[start Provided data]
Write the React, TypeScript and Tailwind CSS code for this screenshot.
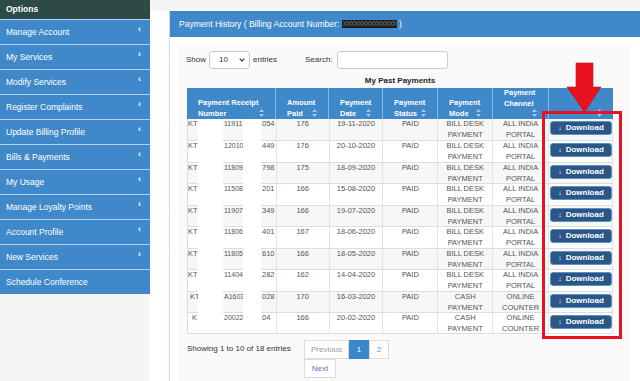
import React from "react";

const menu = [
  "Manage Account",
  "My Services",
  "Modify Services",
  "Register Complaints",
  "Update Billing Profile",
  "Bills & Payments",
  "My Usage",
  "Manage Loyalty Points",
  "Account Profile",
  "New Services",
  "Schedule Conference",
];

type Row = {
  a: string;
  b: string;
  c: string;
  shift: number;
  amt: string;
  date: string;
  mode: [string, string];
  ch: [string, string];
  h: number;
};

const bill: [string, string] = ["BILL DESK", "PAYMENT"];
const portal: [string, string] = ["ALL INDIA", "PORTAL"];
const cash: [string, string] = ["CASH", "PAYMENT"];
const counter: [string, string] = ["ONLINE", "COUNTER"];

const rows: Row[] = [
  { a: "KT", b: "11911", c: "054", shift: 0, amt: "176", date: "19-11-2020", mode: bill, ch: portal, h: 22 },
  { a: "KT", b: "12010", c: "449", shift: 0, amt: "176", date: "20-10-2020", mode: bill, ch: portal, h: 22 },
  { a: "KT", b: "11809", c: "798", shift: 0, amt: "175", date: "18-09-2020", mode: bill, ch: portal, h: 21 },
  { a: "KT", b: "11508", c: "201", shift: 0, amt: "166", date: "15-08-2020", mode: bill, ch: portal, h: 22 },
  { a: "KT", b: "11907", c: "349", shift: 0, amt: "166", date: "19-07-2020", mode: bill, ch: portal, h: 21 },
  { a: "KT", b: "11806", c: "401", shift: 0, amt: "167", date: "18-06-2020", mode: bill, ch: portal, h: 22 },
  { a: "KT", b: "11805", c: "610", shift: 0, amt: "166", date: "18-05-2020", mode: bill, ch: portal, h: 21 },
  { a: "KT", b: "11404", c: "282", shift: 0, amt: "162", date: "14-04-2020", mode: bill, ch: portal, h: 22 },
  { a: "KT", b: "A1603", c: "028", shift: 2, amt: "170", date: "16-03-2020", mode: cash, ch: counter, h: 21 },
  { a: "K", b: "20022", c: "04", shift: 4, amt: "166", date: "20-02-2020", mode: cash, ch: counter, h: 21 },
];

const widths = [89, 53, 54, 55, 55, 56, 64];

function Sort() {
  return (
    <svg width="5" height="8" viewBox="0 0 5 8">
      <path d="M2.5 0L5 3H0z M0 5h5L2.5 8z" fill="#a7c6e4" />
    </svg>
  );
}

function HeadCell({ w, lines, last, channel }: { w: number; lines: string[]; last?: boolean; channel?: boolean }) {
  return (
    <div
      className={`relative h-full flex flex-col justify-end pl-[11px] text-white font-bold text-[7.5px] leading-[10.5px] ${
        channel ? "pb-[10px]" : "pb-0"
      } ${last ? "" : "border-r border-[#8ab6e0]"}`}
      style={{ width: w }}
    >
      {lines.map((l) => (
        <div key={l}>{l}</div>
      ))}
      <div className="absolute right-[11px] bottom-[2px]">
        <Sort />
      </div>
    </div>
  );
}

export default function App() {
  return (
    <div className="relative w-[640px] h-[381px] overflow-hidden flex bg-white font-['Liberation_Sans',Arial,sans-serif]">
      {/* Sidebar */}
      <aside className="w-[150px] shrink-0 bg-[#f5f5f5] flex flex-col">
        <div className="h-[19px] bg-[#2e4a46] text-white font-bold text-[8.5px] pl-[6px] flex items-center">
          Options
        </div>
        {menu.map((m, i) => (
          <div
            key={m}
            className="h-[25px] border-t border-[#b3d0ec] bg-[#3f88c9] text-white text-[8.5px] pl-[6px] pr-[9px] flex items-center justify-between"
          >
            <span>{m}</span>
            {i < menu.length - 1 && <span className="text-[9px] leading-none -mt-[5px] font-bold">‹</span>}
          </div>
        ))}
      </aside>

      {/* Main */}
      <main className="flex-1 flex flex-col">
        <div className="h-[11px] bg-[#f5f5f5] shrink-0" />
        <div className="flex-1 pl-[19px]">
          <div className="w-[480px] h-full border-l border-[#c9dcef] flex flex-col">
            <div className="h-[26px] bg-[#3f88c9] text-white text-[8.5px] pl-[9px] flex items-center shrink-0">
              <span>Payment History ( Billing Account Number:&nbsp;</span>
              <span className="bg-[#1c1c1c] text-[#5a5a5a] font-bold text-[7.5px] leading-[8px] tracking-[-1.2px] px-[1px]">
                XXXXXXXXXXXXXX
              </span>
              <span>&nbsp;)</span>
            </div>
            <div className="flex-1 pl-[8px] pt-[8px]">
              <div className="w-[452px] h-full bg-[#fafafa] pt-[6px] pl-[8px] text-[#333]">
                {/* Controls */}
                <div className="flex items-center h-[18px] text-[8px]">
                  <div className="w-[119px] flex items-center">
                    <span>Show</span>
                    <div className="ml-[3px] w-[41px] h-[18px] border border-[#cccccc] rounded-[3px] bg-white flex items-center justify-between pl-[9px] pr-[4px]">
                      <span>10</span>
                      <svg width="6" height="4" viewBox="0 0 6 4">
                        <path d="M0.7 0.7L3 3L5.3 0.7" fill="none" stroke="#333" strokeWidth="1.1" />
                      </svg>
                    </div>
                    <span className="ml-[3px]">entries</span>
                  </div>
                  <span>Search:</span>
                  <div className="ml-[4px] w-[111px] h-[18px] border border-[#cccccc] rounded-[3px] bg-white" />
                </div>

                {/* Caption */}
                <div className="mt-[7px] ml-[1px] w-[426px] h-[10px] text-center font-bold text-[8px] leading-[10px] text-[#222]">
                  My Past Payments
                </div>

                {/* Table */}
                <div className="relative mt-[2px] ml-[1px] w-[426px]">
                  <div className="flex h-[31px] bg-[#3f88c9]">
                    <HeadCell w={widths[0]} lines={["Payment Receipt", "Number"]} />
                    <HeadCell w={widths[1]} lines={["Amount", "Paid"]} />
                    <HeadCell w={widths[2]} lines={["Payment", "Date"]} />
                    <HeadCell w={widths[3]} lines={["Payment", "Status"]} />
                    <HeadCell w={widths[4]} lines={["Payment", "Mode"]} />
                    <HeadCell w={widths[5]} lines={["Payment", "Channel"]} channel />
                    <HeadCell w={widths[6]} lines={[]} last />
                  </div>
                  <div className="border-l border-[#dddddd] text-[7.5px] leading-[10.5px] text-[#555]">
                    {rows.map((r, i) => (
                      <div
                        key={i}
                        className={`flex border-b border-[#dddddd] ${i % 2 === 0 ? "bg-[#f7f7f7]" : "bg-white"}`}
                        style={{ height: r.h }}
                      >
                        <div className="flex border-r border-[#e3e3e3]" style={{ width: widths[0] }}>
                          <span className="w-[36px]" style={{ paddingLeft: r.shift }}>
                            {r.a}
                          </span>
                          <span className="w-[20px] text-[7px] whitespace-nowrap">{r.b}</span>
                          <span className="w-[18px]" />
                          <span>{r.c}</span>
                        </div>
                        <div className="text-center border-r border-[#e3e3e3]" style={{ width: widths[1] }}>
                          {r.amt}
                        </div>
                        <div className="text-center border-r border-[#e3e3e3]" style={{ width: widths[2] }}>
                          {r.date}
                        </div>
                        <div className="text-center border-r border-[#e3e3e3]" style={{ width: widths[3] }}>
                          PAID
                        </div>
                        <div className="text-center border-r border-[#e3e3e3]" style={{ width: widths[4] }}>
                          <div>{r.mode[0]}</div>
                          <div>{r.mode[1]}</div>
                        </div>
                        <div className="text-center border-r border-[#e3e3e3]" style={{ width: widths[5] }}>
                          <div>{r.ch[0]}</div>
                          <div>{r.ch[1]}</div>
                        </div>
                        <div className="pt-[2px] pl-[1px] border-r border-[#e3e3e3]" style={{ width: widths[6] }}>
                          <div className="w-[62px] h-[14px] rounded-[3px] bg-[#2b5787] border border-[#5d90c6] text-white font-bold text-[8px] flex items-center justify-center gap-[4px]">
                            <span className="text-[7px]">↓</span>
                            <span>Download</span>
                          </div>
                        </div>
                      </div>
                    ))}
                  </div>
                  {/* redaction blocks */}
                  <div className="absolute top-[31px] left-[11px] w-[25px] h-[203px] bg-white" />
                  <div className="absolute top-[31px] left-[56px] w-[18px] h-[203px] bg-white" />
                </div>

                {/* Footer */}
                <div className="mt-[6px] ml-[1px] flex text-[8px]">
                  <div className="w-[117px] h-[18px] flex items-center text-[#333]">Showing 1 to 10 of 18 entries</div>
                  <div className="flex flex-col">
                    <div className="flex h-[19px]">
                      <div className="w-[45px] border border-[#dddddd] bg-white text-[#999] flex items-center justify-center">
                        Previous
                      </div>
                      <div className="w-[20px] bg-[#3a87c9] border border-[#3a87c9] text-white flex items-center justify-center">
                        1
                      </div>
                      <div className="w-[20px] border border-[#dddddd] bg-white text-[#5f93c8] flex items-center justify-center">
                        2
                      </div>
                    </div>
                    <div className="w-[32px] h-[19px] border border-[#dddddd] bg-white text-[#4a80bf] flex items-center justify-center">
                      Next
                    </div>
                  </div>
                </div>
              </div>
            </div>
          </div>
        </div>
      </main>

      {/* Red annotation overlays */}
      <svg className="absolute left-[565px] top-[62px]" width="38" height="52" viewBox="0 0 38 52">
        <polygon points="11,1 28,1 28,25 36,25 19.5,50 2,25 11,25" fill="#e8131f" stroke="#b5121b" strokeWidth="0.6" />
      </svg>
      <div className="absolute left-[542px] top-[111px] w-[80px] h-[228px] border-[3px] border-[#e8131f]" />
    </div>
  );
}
[end Provided data]
◆ Aim of the exercise ◆
Skip the pictures, please, and transcribe only the lines from the beginning of the material through the one that contains "const counter: [string, string]".

◆ Result of this task ◆
Write the React, TypeScript and Tailwind CSS code for this screenshot.
import React from "react";

const menu = [
  "Manage Account",
  "My Services",
  "Modify Services",
  "Register Complaints",
  "Update Billing Profile",
  "Bills & Payments",
  "My Usage",
  "Manage Loyalty Points",
  "Account Profile",
  "New Services",
  "Schedule Conference",
];

type Row = {
  a: string;
  b: string;
  c: string;
  shift: number;
  amt: string;
  date: string;
  mode: [string, string];
  ch: [string, string];
  h: number;
};

const bill: [string, string] = ["BILL DESK", "PAYMENT"];
const portal: [string, string] = ["ALL INDIA", "PORTAL"];
const cash: [string, string] = ["CASH", "PAYMENT"];
const counter: [string, string] = ["ONLINE", "COUNTER"];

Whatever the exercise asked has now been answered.